There are a number of negative consequences for not doing your taxes when you’re supposed to. Let’s go over what can happen and how to dig out.

Tax day can be stressful for many people but even more so for a person who hasn’t filed their taxes in a few years. The longer you go without filing your taxes, the more stressful your situation will become, so you may as well try to fix it. Especially when you start thinking about the penalty charges that may be accumulating.

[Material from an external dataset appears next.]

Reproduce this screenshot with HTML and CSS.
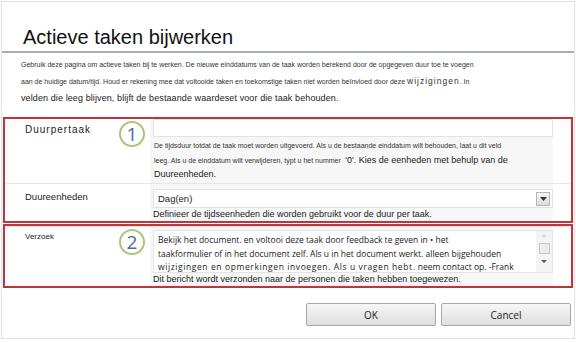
FILE: index.html
```html
<!DOCTYPE html>
<html lang="nl">
<head>
    <meta charset="UTF-8">
    <title>Actieve taken bijwerken</title>
    <link rel="stylesheet" href="styles.css">
</head>
<body>
    <div class="dialog">
        <h1>Actieve taken bijwerken</h1>

        <div class="intro">
            <div class="line tiny">Gebruik deze pagina om actieve taken bij te werken. De nieuwe einddatums van de taak worden berekend door de opgegeven duur toe te voegen</div>
            <div class="line tiny">aan de huidige datum/tijd. Houd er rekening mee dat voltooide taken en toekomstige taken niet worden beïnvloed door deze <span class="spaced">wijzigingen</span>. In</div>
            <div class="line big">velden die leeg blijven, blijft de bestaande waardeset voor die taak behouden.</div>
        </div>

        <div class="box">
            <div class="row first">
                <div class="label spaced-label">Duurpertaak</div>
                <div class="marker"><span class="circle">1</span></div>
                <div class="field">
                    <input type="text" class="text-input">
                    <div class="desc">
                        <div class="line tiny">De tijdsduur totdat de taak moet worden uitgevoerd. Als u de bestaande einddatum wilt behouden, laat u dit veld</div>
                        <div class="line tiny">leeg. Als u de einddatum wilt verwijderen, typt u het nummer <span class="big">&nbsp;'0'. Kies de eenheden met behulp van de</span></div>
                        <div class="line big">Duureenheden.</div>
                    </div>
                </div>
            </div>
            <div class="row">
                <div class="label">Duureenheden</div>
                <div class="marker"></div>
                <div class="field">
                    <div class="select">
                        <span>Dag(en)</span>
                        <span class="drop">
                            <svg width="7" height="4" viewBox="0 0 7 4"><path d="M0 0h7L3.5 4z" fill="#333"/></svg>
                        </span>
                    </div>
                    <div class="note">Definieer de tijdseenheden die worden gebruikt voor de duur per taak.</div>
                </div>
            </div>
        </div>

        <div class="box second">
            <div class="row">
                <div class="label small-label">Verzoek</div>
                <div class="marker"><span class="circle">2</span></div>
                <div class="field">
                    <div class="textarea">
                        <div class="textarea-text">
                            <div>Bekijk het document. en voltooi deze taak door feedback te geven in • het</div>
                            <div>taakformulier of in het document zelf. Als u in het document werkt. alleen bijgehouden</div>
                            <div><span class="spaced">wijzigingen en opmerkingen invoegen. Als u vragen hebt.</span> neem contact op. -Frank</div>
                        </div>
                        <div class="scroll">
                            <span class="arrow up"></span>
                            <span class="thumb"></span>
                            <span class="arrow down"></span>
                        </div>
                    </div>
                    <div class="note">Dit bericht wordt verzonden naar de personen die taken hebben toegewezen.</div>
                </div>
            </div>
        </div>

        <div class="buttons">
            <button>OK</button>
            <button>Cancel</button>
        </div>
    </div>
</body>
</html>
```

FILE: styles.css
```css
body {
    margin: 0;
    background-color: white;
    font-family: "Liberation Sans", Arial, sans-serif;
    color: #222;
}
.dialog {
    margin: 1px;
    height: 338px;
    border: 1px solid #e2e2e2;
    box-sizing: border-box;
}
h1 {
    margin: 0;
    padding: 24px 0 0 21px;
    height: 25px;
    font-size: 20px;
    font-weight: normal;
    color: #111;
    border-bottom: 2px solid #a7aeb5;
}
.intro {
    padding: 3px 18px 0 19px;
    height: 61px;
}
.line {
    height: 17px;
    line-height: 17px;
    white-space: nowrap;
}
.tiny {
    font-size: 7px;
    color: #333;
}
.spaced {
    letter-spacing: 1px;
    font-size: 8.5px;
}
.big {
    font-size: 9px;
    color: #222;
}
.intro .big {
    letter-spacing: 0.1px;
}
.box {
    border: 2px solid #c1353a;
    margin: 0 1px;
}
.box.second {
    margin-top: 1px;
}
.row {
    display: grid;
    grid-template-columns: 109px 36px 1fr;
    border-top: 1px solid #e6e6e6;
    padding-right: 18px;
}
.row.first {
    border-top: none;
}
.label {
    padding: 7px 0 0 20px;
    font-size: 9.5px;
    color: #222;
}
.spaced-label {
    padding-top: 5px;
    letter-spacing: 1px;
    font-size: 10px;
}
.small-label {
    padding-top: 5px;
    font-size: 8px;
}
.marker {
    display: flex;
    justify-content: center;
    padding-top: 2px;
}
.circle {
    width: 22px;
    height: 22px;
    border: 2px solid #a9c579;
    border-radius: 50%;
    display: flex;
    align-items: center;
    justify-content: center;
    font-size: 19px;
    color: #4c6a96;
    font-family: "Open Sans", sans-serif;
}
.field {
    background-color: #f7f7f7;
    padding: 0 0 0 3px;
}
.text-input {
    display: block;
    width: 100%;
    height: 18px;
    margin: 0;
    border: 1px solid #e2e2e2;
    box-sizing: border-box;
    background: white;
}
.desc {
    padding: 2px 0 2px 1px;
}
.desc .line {
    height: 14px;
    line-height: 14px;
}
.note {
    height: 13px;
    line-height: 12px;
    font-size: 9px;
    color: #222;
    white-space: nowrap;
}
.select {
    display: flex;
    align-items: center;
    justify-content: space-between;
    height: 17px;
    margin-top: 5px;
    padding: 0 2px 0 4px;
    border: 1px solid #e2e2e2;
    background: white;
    font-size: 9.5px;
}
.drop {
    display: flex;
    align-items: center;
    justify-content: center;
    width: 12px;
    height: 12px;
    border: 1px solid #b5b5b5;
    background: linear-gradient(#f7f7f7, #dcdcdc);
}
.textarea {
    display: flex;
    height: 43px;
    margin-top: 3px;
    border: 1px solid #e4e4e4;
    background: white;
    box-sizing: border-box;
}
.textarea-text {
    flex: 1;
    padding: 2px 4px 0;
    font-family: "Open Sans", sans-serif;
    font-size: 8.5px;
    line-height: 13.5px;
    color: #222;
    white-space: nowrap;
    overflow: hidden;
}
.textarea .spaced {
    letter-spacing: 0.6px;
    font-size: 8.5px;
}
.scroll {
    width: 16px;
    display: flex;
    flex-direction: column;
    align-items: center;
    justify-content: space-between;
    padding: 3px 0 9px;
    background: #f4f4f4;
}
.thumb {
    width: 9px;
    height: 9px;
    border: 1px solid #c8c8c8;
    background: #ececec;
}
.arrow {
    width: 0;
    height: 0;
    border-left: 3px solid transparent;
    border-right: 3px solid transparent;
}
.arrow.up {
    border-bottom: 3px solid #d8d8d8;
}
.arrow.down {
    border-top: 3px solid #555;
}
.buttons {
    display: flex;
    justify-content: flex-end;
    gap: 5px;
    padding: 15px 3px 0 0;
}
button {
    width: 130px;
    height: 23px;
    border: 1px solid #a7a7a7;
    border-radius: 2px;
    background: linear-gradient(#f6f6f6, #dedede);
    font-family: "Open Sans", sans-serif;
    font-size: 10px;
    color: #222;
}
```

What happens if you don’t do your taxes?

Not filing your tax return or paying your taxes on time or at all can lead to serious consequences, including:

  • Penalties for late filing: The IRS will issue a Failure to File Penalty of 5% of the unpaid taxes you owe for each month or partial month that your tax return is late, unless you are also issued a Failure to Pay Penalty in the same month. In that case, the Failure to File Penalty may be reduced by the amount of the Failure to Pay Penalty for that month. The penalty will not, however, exceed 25% of the taxes you owe. 
  • Penalties for late payment: The IRS will issue a Failure to Pay Penalty of 0.5% of the amount of tax owed after the due date and for each month or partial month the tax remains unpaid. The penalty will not, however exceed 25% of the taxes you owe.
  • Interest charges: Not paying your taxes on time can lead to penalties and interest charges on the amount owed. Interest may accrue on the unpaid tax owed up until the date of payment in full. The interest rate is based on the federal short-term rate plus 3% and is adjusted quarterly.
  • Legal consequences: Continuing to ignore your tax responsibilities can lead to wage garnishments, tax liens and levies, and even imprisonment.

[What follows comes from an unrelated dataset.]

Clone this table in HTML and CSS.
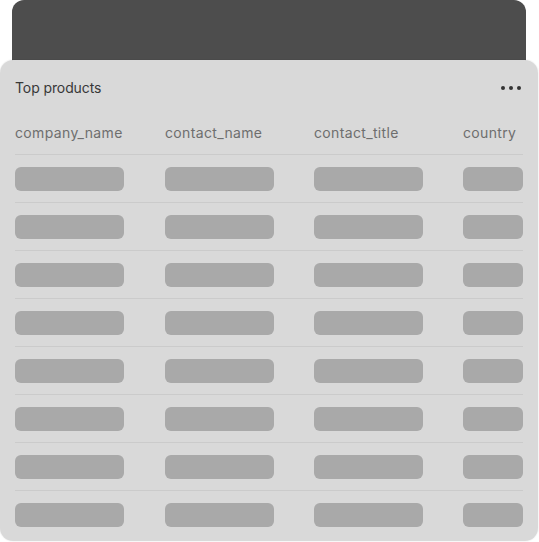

The good news is that the IRS actually does try to help those who come forward on their own and, in many cases, is willing to work something out.

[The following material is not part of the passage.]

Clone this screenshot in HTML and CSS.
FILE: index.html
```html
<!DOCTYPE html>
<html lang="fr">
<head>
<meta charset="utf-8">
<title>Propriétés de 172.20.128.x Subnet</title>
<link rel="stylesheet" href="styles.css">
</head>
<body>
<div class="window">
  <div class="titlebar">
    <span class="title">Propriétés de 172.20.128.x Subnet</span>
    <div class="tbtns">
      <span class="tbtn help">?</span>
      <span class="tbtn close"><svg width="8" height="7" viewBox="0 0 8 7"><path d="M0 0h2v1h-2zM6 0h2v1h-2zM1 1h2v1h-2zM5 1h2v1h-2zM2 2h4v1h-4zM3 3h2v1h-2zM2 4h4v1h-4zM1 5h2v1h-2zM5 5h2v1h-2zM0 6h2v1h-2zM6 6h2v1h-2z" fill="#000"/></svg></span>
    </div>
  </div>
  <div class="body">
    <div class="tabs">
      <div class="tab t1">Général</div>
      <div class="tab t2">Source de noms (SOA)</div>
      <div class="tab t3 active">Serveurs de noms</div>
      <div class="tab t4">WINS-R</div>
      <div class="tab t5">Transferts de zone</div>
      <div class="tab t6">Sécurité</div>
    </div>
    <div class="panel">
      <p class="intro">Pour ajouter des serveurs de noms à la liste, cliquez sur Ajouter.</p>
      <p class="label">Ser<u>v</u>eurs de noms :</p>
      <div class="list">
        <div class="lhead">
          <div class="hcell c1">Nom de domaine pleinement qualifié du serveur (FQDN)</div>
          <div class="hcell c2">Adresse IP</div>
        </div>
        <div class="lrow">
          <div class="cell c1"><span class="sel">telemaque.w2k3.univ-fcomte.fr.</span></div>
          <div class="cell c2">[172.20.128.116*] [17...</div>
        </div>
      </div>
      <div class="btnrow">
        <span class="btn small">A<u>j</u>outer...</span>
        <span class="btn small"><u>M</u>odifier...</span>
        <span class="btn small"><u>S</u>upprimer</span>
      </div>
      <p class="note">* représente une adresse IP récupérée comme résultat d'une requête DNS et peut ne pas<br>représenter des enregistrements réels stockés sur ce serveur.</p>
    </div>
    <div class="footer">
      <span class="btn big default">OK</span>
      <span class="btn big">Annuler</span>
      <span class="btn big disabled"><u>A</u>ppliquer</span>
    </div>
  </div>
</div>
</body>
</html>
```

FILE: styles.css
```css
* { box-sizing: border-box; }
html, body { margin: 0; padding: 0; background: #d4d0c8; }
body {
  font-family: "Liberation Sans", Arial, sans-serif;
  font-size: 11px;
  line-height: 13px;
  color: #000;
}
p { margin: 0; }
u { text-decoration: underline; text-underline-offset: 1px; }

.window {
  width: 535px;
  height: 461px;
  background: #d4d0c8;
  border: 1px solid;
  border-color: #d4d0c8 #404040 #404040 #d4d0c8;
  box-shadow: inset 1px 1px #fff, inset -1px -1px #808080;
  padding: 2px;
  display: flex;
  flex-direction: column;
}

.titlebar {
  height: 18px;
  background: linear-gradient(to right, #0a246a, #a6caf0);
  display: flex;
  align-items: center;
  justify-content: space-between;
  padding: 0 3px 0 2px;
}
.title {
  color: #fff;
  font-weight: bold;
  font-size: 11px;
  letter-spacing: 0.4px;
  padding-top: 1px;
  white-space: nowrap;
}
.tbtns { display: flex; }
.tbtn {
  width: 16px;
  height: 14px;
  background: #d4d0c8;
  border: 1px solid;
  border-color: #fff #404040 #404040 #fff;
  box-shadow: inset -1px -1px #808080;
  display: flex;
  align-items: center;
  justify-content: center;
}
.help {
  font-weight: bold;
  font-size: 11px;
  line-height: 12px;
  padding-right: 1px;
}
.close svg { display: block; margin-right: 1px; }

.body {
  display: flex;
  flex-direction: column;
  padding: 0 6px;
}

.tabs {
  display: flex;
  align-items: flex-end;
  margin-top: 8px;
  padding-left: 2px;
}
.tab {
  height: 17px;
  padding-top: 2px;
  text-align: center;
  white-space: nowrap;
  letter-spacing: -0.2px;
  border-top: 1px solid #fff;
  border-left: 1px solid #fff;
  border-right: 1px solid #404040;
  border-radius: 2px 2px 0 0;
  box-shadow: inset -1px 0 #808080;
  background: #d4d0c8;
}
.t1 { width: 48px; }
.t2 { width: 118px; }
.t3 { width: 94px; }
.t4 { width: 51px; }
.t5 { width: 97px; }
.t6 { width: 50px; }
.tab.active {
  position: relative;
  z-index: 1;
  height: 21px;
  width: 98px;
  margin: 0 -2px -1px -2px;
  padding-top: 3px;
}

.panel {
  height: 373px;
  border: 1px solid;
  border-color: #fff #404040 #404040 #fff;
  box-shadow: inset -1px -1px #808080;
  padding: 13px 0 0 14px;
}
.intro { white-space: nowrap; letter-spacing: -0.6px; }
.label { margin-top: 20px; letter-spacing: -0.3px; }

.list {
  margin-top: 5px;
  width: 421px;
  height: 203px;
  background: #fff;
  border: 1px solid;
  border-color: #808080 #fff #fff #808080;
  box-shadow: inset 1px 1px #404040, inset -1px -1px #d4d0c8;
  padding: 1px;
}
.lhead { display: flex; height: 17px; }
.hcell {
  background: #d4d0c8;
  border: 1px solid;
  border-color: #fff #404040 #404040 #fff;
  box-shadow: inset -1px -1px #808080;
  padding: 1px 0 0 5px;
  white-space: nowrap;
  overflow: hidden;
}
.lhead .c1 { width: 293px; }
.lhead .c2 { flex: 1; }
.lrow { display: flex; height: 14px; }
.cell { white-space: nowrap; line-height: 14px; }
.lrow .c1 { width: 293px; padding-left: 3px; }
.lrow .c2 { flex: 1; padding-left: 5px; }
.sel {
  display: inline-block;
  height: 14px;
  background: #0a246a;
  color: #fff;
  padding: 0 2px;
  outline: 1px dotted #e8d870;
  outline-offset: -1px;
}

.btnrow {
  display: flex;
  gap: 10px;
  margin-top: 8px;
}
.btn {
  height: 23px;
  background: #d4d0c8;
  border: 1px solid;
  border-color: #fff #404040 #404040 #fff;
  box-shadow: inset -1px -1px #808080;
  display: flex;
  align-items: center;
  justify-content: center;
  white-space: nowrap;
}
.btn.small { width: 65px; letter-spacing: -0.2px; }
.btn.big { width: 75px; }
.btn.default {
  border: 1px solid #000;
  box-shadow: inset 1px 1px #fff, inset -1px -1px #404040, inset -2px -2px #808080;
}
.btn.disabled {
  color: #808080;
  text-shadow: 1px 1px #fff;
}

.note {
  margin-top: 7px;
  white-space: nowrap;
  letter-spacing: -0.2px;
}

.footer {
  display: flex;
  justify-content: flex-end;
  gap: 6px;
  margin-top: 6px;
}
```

What happens if you are late paying your taxes?

You may be subject to penalties and interest charges if you are late paying taxes that you owe. The penalty amount will depend on how late you are and how much you owe. The IRS can take legal action against you in order to collect late tax payments. These actions may include wage garnishment or seizure of assets. 

There is a separate penalty for failure to file your tax return on time. If you think you will owe taxes and not have enough money to pay them, you might consider filing your return on time and working out a payment plan with the IRS. Working with a tax pro can give you peace of mind that your return will be done professionally and with your specific situation in mind. In many cases, returns can be done quickly as well, and filed electroncially to make sure they are filed on time.

What can be done to catch up when you haven’t done your taxes?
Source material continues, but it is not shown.